Where the temptation lies // on AI

calendar outlineFebruary 18, 2025

Okay *breathe *

I’m an author. I have a degree in Creative Writing from a UK university, I worked as a copywriter and a content manager. I published three books already—one of them being a translation of the previous book.

Writing good copy is difficult. I simply know it.

I spent five years of my life writing a middle-grade novel, queried it and was rejected by agents around fifty times. Writing that book was painful, that’s one of the reasons why I won’t write fiction any time soon. Since then, I decided I’d focus on nonfiction. And—I think—I’ve been great at it.

I’ve to admit I took a dim view of the arrival of Artificial Intelligence. Here and there, I heard anybody could write now. Wannabe authors released books generated with AI on self-publishing platforms like Amazon, thinking they’d make tons of money (spoiler alert: releasing books won’t necessarily make you rich), and people started losing their copywriting jobs over the claim that nobody needed them anymore to write good copy.

AI has definitely changed the game.

As an author, and especially now that I’ve a toddler who doesn’t want to nap at home anymore, time is scarce.

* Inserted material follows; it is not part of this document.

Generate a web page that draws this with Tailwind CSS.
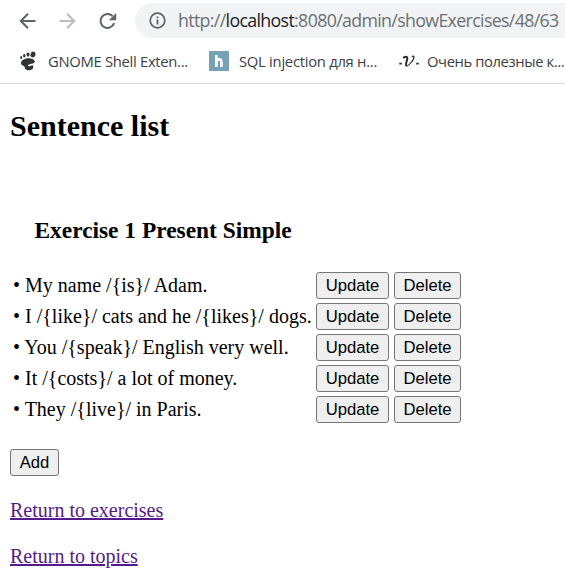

I’m currently writing my next nonfiction book about my experience as a pregnant person and a new mother. The first draft was completed a while ago but I’m rewriting it because… well, because I’m not satisfied with what I wrote originally. And it takes time. So much time! Time that I don’t necessarily have. Time I’m stealing here and there, instead of doing something else.

The temptation of giving my draft to an AI tool and being done with it is high. I recently made the mistake of asking ChatGPT if it could rewrite a paragraph of mine. I told it it was a nonfiction author and it had to rewrite something in a storytelling way. Gosh, I was blown away.

I’m a non-native English speaker—should have started with that. Writing in English is like second nature to me but sometimes I struggle with words. Sometimes I can look at my blank page and write nothing for hours. And just like that, AI had rewritten my little paragraph in a matter of seconds. More than that: I thought it was pretty good.

This blog entry hasn’t been written nor touched by AI, I guarantee you :) But I understand the temptation of prompting a tool to get something quickly. After all, we live in an age where people have lost patience. With companies like Amazon, you can get something the next day by simply clicking on a button. If it’s an ebook, you can even get it as soon as you click on said button.

I’m a little bit ashamed of my AI experiment if I’m being honest. I want my books to be 100% me, and the ones I’ve already published are. I think I’ve to make peace with the fact that, yes, writing or rewriting a book will take me longer than some AI. It will be more painful too. I’ve to accept that my writing is not perfect.

In the end, I know ChatGPT wrote a great paragraph. But that paragraph isn’t me. It’s not how I write. I’ll be even prouder of my achievement when I’ll finish my book. I’d have shown patience and dedication to my craft. And it will be 100% me.